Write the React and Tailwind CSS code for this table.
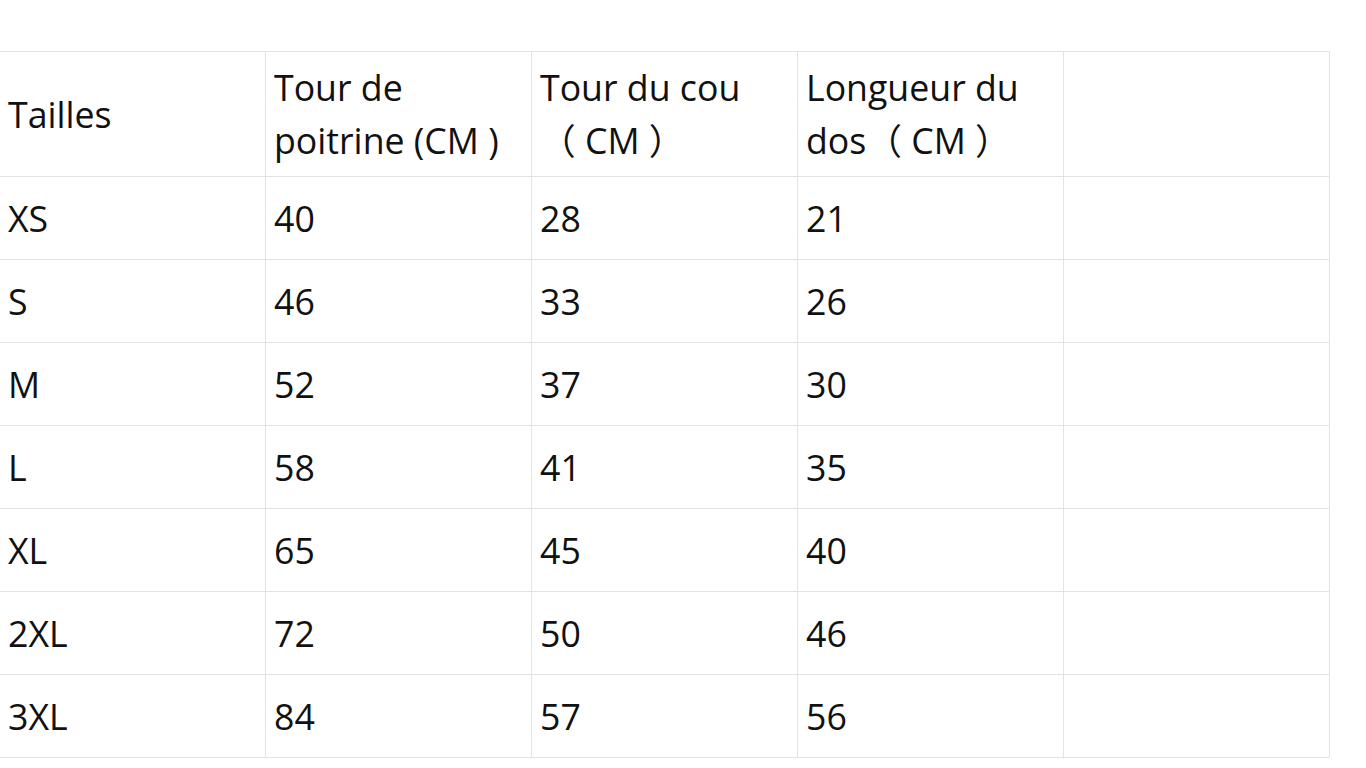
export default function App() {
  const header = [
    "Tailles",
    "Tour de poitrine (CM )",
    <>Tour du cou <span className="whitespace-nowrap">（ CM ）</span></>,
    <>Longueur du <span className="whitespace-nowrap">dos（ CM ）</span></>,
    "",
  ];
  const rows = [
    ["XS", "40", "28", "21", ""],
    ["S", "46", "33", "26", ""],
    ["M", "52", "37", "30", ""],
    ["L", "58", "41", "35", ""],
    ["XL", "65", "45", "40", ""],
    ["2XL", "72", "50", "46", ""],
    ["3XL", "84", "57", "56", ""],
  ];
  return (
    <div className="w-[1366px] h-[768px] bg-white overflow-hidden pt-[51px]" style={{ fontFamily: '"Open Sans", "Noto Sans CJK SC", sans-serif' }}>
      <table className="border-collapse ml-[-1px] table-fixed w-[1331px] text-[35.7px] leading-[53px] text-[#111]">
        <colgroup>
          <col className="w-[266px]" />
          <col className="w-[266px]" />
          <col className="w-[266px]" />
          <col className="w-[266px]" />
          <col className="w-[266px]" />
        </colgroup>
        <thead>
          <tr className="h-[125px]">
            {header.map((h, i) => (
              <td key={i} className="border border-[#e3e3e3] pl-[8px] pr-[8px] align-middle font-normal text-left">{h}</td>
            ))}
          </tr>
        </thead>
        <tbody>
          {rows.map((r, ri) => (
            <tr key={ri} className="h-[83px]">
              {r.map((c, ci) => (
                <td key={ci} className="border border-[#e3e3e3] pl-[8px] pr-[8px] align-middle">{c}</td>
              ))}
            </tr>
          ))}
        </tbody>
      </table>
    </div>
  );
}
# # #
DESCRIPTION OF THE TASK: Set every line down exactly as written, leaving each picture out.

OUTPUT FOR THIS EXERCISE:
Write the React and Tailwind CSS code for this table.
export default function App() {
  const header = [
    "Tailles",
    "Tour de poitrine (CM )",
    <>Tour du cou <span className="whitespace-nowrap">（ CM ）</span></>,
    <>Longueur du <span className="whitespace-nowrap">dos（ CM ）</span></>,
    "",
  ];
  const rows = [
    ["XS", "40", "28", "21", ""],
    ["S", "46", "33", "26", ""],
    ["M", "52", "37", "30", ""],
    ["L", "58", "41", "35", ""],
    ["XL", "65", "45", "40", ""],
    ["2XL", "72", "50", "46", ""],
    ["3XL", "84", "57", "56", ""],
  ];
  return (
    <div className="w-[1366px] h-[768px] bg-white overflow-hidden pt-[51px]" style={{ fontFamily: '"Open Sans", "Noto Sans CJK SC", sans-serif' }}>
      <table className="border-collapse ml-[-1px] table-fixed w-[1331px] text-[35.7px] leading-[53px] text-[#111]">
        <colgroup>
          <col className="w-[266px]" />
          <col className="w-[266px]" />
          <col className="w-[266px]" />
          <col className="w-[266px]" />
          <col className="w-[266px]" />
        </colgroup>
        <thead>
          <tr className="h-[125px]">
            {header.map((h, i) => (
              <td key={i} className="border border-[#e3e3e3] pl-[8px] pr-[8px] align-middle font-normal text-left">{h}</td>
            ))}
          </tr>
        </thead>
        <tbody>
          {rows.map((r, ri) => (
            <tr key={ri} className="h-[83px]">
              {r.map((c, ci) => (
                <td key={ci} className="border border-[#e3e3e3] pl-[8px] pr-[8px] align-middle">{c}</td>
              ))}
            </tr>
          ))}
        </tbody>
      </table>
    </div>
  );
}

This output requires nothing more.